Abstract

Omni-channel retailing, the combination of online and traditional store channels, has led to the use of traditional stores as fulfillment centers for online orders. A key aspect of omni-channel fulfillment problems is the tradeoff between cancellations of accepted online orders and profits: a riskier fulfillment policy may result in more online sales but also more cancelled orders. In this dissertation, I will describe two approaches to the fulfillment problem cast generally as a stochastic optimization problem of setting inventory thresholds above which the online channel stays open. In the more traditional approach, we build a stochastic model of the process leading to order cancellations for a single item so that retailers may find inventory and fulfillment policies that effectively use this information along with shipping costs between various locations.
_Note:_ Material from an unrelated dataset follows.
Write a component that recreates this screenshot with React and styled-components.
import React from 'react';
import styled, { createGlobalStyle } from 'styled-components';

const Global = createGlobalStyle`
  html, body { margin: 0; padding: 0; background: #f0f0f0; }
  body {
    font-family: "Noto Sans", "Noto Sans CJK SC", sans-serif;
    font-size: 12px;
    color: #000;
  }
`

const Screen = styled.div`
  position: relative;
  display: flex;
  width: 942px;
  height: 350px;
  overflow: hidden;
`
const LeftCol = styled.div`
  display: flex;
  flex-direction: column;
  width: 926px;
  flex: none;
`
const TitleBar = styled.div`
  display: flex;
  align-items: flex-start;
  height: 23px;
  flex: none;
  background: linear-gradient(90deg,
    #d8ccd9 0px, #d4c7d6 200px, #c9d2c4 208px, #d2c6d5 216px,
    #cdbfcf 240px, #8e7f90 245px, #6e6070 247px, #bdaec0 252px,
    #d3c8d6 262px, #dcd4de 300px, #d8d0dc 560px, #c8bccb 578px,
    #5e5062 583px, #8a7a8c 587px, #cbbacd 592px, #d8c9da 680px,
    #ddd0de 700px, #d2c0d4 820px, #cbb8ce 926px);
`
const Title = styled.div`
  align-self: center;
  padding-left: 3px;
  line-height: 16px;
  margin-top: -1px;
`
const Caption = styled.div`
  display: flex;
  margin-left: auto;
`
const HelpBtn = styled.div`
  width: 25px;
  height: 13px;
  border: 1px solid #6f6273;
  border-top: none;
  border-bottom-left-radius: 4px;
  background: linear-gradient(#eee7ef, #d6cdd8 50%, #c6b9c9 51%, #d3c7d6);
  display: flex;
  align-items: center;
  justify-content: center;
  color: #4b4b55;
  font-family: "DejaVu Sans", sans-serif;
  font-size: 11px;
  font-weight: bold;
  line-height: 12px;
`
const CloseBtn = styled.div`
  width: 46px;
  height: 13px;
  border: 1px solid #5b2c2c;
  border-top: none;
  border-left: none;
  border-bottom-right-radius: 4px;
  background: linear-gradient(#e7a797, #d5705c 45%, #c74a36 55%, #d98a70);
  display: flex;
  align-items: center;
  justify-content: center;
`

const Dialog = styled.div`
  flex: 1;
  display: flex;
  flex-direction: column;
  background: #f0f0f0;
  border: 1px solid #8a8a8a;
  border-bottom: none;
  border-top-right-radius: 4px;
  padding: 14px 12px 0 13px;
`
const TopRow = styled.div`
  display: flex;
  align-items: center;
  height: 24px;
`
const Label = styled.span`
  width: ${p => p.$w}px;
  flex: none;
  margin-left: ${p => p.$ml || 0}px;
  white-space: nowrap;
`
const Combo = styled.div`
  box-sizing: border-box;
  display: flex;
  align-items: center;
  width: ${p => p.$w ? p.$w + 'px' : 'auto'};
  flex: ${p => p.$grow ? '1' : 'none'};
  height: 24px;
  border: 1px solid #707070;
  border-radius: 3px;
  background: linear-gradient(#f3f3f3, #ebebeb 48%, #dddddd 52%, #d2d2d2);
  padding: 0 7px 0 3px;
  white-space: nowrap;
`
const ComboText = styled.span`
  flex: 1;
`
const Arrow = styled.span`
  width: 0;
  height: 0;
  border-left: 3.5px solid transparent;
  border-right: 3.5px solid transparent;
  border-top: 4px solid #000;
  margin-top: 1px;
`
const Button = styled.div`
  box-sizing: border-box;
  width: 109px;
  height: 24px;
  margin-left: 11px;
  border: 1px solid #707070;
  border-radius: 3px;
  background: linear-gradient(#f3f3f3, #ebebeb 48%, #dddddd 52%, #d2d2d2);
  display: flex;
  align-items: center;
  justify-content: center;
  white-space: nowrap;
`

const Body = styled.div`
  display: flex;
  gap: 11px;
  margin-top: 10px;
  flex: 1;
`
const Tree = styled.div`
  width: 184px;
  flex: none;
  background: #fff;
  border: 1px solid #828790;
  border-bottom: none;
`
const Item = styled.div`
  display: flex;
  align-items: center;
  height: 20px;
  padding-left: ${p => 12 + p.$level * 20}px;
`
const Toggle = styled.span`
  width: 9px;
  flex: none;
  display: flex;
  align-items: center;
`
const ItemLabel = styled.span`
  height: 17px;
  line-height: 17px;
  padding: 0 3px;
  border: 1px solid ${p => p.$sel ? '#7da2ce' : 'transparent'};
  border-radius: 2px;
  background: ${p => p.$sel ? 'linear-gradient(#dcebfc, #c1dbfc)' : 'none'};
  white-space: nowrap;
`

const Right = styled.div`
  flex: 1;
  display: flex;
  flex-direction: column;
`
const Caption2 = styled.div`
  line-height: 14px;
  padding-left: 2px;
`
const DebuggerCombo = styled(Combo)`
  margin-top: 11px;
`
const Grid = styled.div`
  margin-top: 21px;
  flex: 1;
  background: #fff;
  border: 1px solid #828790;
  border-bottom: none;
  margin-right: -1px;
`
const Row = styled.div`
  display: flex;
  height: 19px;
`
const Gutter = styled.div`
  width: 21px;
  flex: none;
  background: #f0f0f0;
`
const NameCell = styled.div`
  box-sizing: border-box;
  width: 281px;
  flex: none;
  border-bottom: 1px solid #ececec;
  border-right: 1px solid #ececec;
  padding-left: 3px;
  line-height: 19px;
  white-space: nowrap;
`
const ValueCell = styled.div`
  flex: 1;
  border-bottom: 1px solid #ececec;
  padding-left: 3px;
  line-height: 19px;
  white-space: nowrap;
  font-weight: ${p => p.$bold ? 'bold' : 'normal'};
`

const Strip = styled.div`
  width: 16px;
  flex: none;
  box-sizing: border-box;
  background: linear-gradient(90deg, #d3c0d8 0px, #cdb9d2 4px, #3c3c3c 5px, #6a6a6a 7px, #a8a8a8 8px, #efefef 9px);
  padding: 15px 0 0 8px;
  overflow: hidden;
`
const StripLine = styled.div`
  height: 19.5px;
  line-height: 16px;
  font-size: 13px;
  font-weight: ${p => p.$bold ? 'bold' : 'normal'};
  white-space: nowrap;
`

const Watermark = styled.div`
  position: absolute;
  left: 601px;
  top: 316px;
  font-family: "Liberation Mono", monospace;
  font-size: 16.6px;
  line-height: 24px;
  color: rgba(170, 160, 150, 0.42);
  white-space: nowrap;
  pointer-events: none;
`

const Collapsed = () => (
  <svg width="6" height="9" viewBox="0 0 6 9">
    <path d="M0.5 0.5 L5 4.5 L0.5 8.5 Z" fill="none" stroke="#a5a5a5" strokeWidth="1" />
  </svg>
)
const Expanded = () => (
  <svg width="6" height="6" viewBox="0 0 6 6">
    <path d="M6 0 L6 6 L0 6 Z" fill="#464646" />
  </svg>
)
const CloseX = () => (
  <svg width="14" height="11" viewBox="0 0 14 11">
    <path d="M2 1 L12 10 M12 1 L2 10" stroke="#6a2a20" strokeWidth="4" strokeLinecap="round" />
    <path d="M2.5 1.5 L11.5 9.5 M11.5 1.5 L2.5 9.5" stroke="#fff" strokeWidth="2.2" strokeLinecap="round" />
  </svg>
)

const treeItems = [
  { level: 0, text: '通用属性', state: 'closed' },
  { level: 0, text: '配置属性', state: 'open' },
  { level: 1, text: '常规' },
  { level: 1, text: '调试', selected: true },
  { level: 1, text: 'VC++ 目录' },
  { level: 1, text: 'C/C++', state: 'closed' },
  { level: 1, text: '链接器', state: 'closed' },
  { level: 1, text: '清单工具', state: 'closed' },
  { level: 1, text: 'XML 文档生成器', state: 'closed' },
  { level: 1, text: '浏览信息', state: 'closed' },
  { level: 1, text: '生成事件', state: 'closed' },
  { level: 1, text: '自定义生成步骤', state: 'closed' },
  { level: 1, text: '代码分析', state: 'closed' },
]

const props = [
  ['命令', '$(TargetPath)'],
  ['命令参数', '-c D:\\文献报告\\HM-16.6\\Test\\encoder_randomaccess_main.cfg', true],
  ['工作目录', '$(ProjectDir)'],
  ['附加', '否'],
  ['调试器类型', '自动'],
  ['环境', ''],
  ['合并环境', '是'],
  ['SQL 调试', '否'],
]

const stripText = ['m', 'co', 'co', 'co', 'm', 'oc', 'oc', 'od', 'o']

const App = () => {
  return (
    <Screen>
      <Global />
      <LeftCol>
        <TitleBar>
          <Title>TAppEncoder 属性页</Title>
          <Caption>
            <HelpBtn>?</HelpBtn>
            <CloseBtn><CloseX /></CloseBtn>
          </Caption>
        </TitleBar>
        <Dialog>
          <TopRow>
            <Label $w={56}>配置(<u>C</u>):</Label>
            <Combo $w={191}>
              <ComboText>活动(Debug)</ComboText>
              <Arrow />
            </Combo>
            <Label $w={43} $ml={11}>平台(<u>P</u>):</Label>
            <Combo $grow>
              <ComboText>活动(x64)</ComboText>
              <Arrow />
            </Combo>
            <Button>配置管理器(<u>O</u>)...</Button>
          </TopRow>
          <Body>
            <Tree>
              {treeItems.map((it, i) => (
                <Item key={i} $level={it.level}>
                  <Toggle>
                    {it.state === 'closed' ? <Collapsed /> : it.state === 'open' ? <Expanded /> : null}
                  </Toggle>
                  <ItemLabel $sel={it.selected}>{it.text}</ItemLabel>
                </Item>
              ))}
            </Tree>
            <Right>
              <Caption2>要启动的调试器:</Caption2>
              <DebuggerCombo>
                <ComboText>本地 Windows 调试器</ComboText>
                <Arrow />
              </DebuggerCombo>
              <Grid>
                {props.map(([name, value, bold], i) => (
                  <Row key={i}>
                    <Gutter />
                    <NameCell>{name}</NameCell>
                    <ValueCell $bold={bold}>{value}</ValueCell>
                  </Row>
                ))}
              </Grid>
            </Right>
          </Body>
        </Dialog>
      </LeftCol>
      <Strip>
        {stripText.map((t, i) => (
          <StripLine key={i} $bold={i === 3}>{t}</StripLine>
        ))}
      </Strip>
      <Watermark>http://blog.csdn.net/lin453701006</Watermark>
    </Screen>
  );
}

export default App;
We describe iterative algorithms based on Infinitesimal Perturbation Analysis (IPA) that converge to optimal and locally optimal policies within certain flexible policy classes for the multiple-location version of this model, and show their empirical performance on simulated data based on real data from a high-end North American retailer. In a more modern approach, we apply techniques from machine learning and discrete optimization to find fulfillment policies that perform well empirically at maximizing revenues subject to a constraint on cancellations across a large portfolio of items. Using the real data mentioned earlier, we build estimators that predict the cancellation probability and other features of incoming online orders. We formulate and solve an optimization problem based on these estimates to get a fulfillment policy in a separate second step. Then we investigate a joint estimation and optimization model based on a neural network to find both the generative parameters for our estimates as well as the policy that maximizes revenue while limiting cancellations. We show how both the separate and joint estimation and optimization models can be used to account for data truncation. The joint methods typically identify policies that more closely track target cancel rates than the separate estimation and optimization methods. For the joint method, we also custom built a neural network layer to efficiently solve the knapsack optimization problem central to our model and demonstrate substantial empirical improvement in running time and scalability over existing methods.